Modern data architecture - Modern Data Architecture Rationales on AWS

Modern data architecture

As technology rapidly evolves, the type and volume of data also grows rapidly. Organizations want to capture all this data and derive value from it as fast as possible, to stay ahead of competition. A data warehouse is a type of data store that caters to a particular type of use case – Online Analytics Processing (OLAP). To meet other types of use cases, such as log analytics, predictive analytics, and big data processing, a one-size-fits-all data strategy creates rough edges and is challenging to scale for future growth.
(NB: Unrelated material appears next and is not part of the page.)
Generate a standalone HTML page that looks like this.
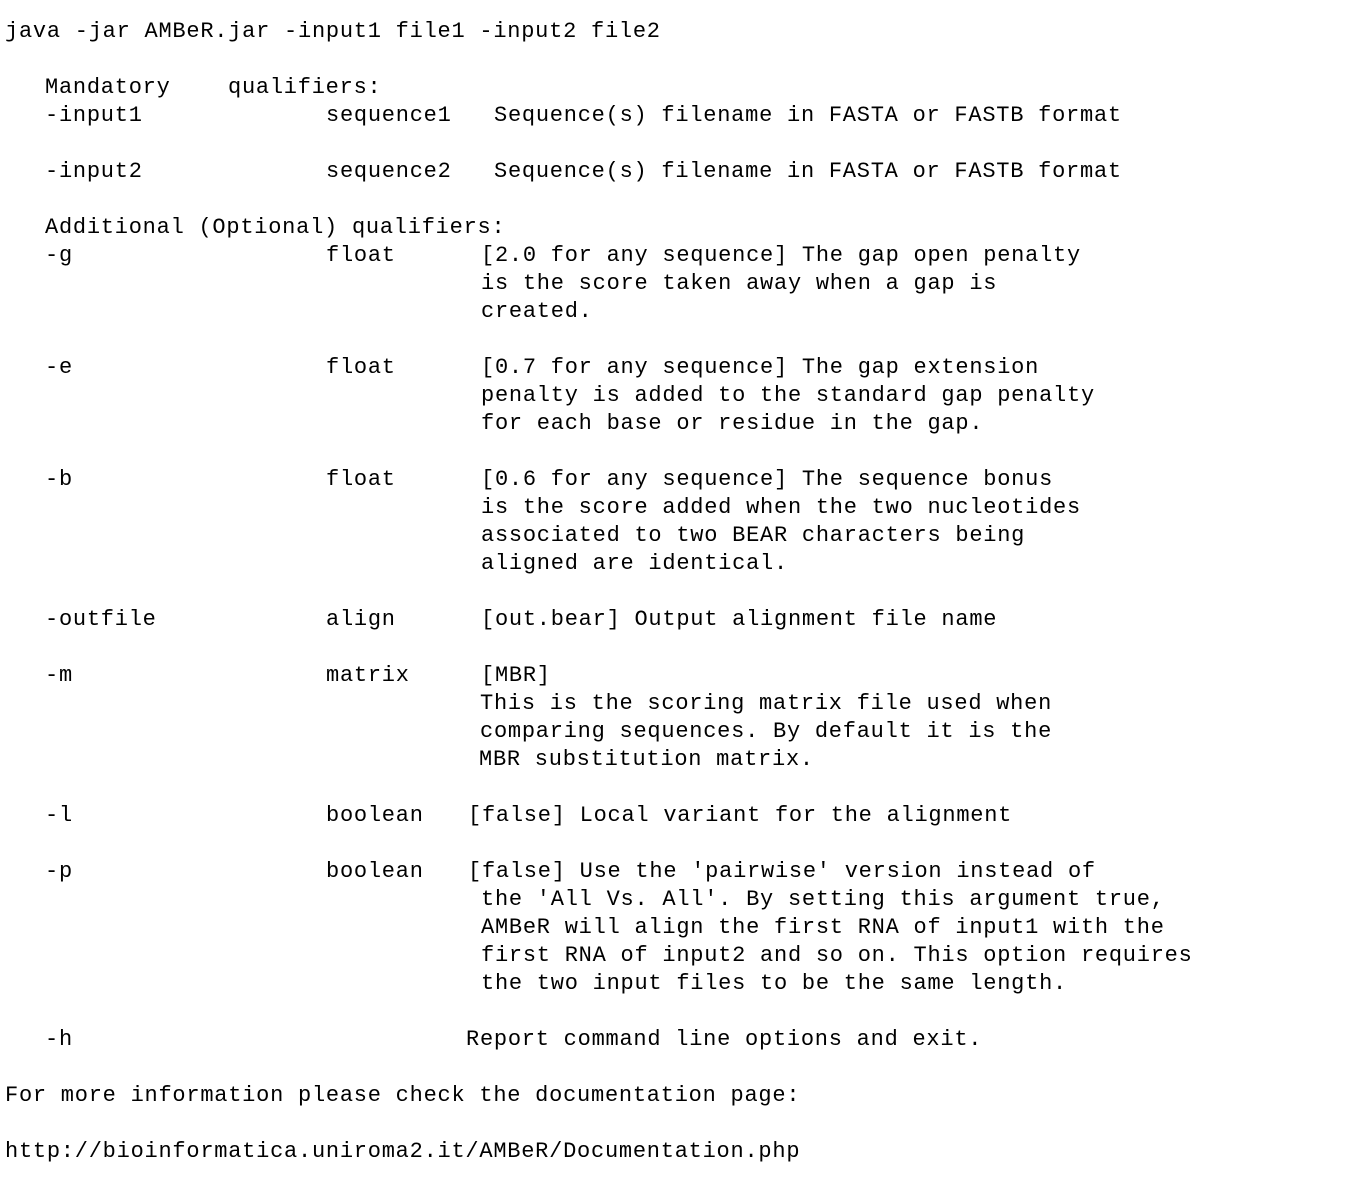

A modern data architecture gives you the best of both data lakes and purpose-built data stores. It lets you store any amount of data you need at a low cost, and in open, standards-based data formats. It isn’t restricted by data silos, and lets you empower people to run analytics or machine learning (ML) using their preferred tool or technique. Also, it lets you securely manage who has access to the data.

Organizations want to build a better data foundation to:

  • Modernize their data infrastructure. 
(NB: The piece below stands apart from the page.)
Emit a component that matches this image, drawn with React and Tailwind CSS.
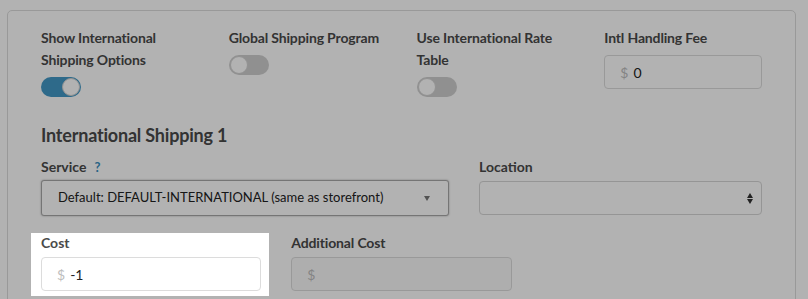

  • Unify the best of both data lakes and purpose-built data stores. 

  • Innovate new experiences and reimagine old processes with AI/ML.
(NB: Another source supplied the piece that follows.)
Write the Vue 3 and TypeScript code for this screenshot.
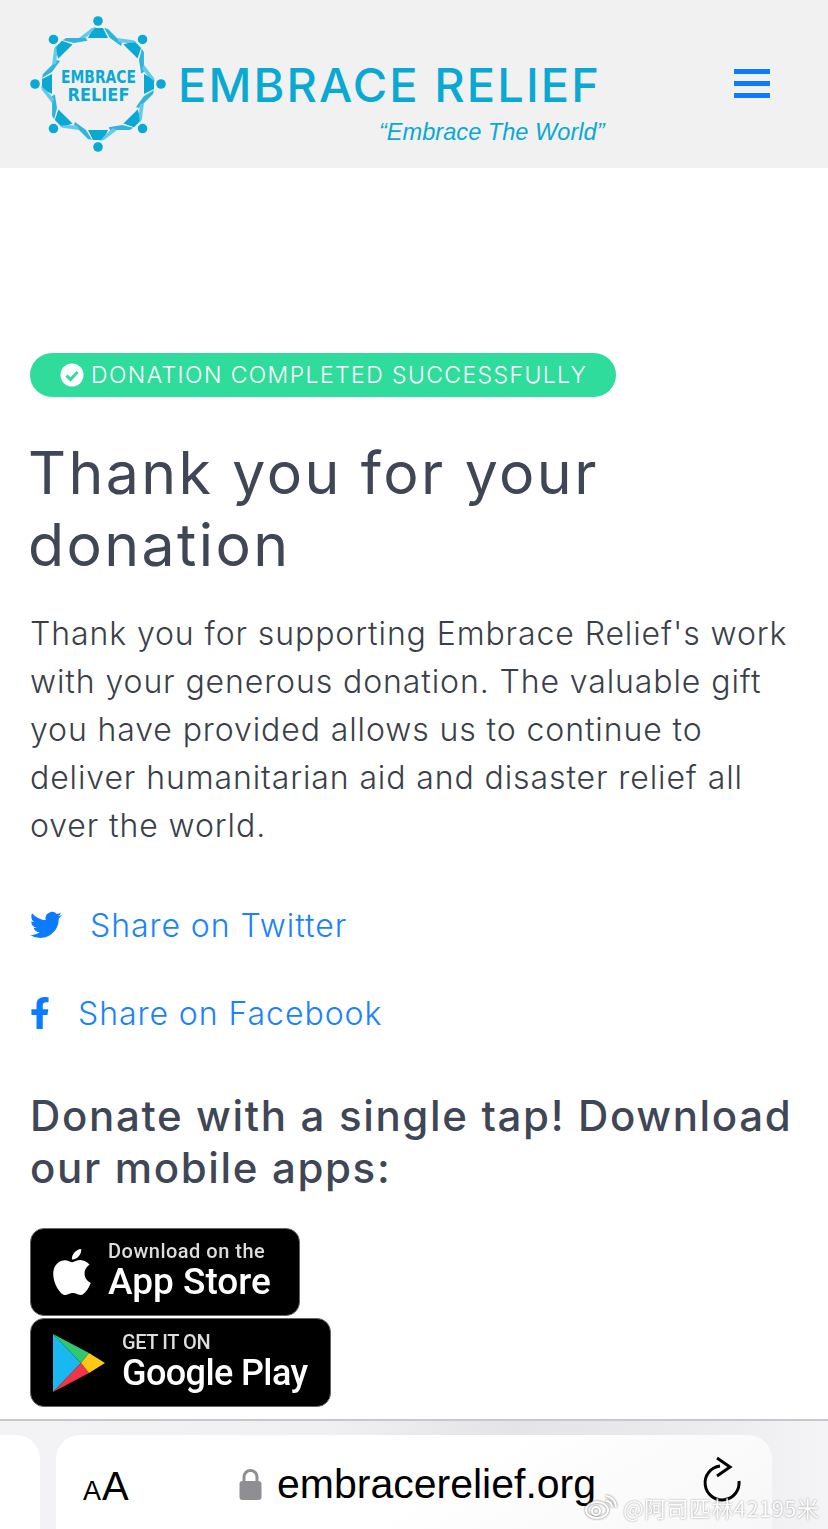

The main features of a modern data architecture are:

  • Scalable, performant and cost-effective.

  • Purpose-built data services.

  • Support for open-data formats.

  • Decoupled storage and compute.

  • Seamless data movements.

  • Support diverse consumption mechanisms.

  • Secure and governed.

A diagram depicting a modern data architecture ecosystem.

Modern data architecture ecosystem

Before looking into details of the tools that make up a modern data architecture, it’s important to understand the different layers through which the data passes, and the significance of each of these layers.

A diagram depicting data layers of modern data architecture.

Data layers of modern data architecture

Raw layer

The raw layer acts as the landing zone for all the source data in the format delivered by the source. The data in this layer can be stored for longer periods of time, and can be archived for audit and reproducibility perspective.

Standardized layer

Because the data that arrives in the raw layer can be in specific formats as delivered by the source, the standardized layer is used to store the data in a standard format (typically Apache Parquet file format) after performing schema validations, schema evolution control, data quality rules, tokenization, and cleansing rules for the data. A typical example of cleansing rule is to standardize the datetime format to a standard format (for example, ISO 8601).

The data stored in this layer is already optimized for analytical queries, because it is partitioned and stored in columnar format. This data is typically also stored in a central data catalog for discovery.

This layer acts as the consumption layer for standardized raw data in the organization.

Conformed layer

Typically, in any organization, there are some common entities and subject areas which are well defined, and are commonly understood and used across the organization. Such entities can be treated as conformed entities, and end up in the conformed layer.

The definition of these common entities needs to be governed centrally, because they are usually formed based on the primary data of an organization.

The entities in this layer can be created centrally, or the definitions can be created centrally and the operations of loading and maintaining can be delegated to various data engineering teams that need such entities based on a first-come-first-realize basis.

All these entities are also logged in a central data catalog with clear ownership and metadata with respect to Personal Identifiable Information/Payment Card Industry (PII/PCI), retention, purpose, and so on.

One of benefits of managing the conformed entities centrally is clear enterprise ownership. Because this data is used by several parties within the organization, if the ownership is distributed, the definitions can become ambiguous, and maintenance and retention of history, along with governance and data management of these conformed entities, can become challenging.

Enriched layer

The enriched layer is more of a logical layer, because it is aimed at data engineering teams, who create their own data products combining conformed entities and standardized raw data.

Mostly, these business domain-focused teams have many end products that are useful for particular business domains; however, in some cases these could also be products that are useful for other business domains. These are sometimes called golden datasets and can be offloaded to the data lake for sharing across the business.

All the end product datasets in this layer should also be added to the central data catalog with proper labels, metadata, and the purpose of the datasets.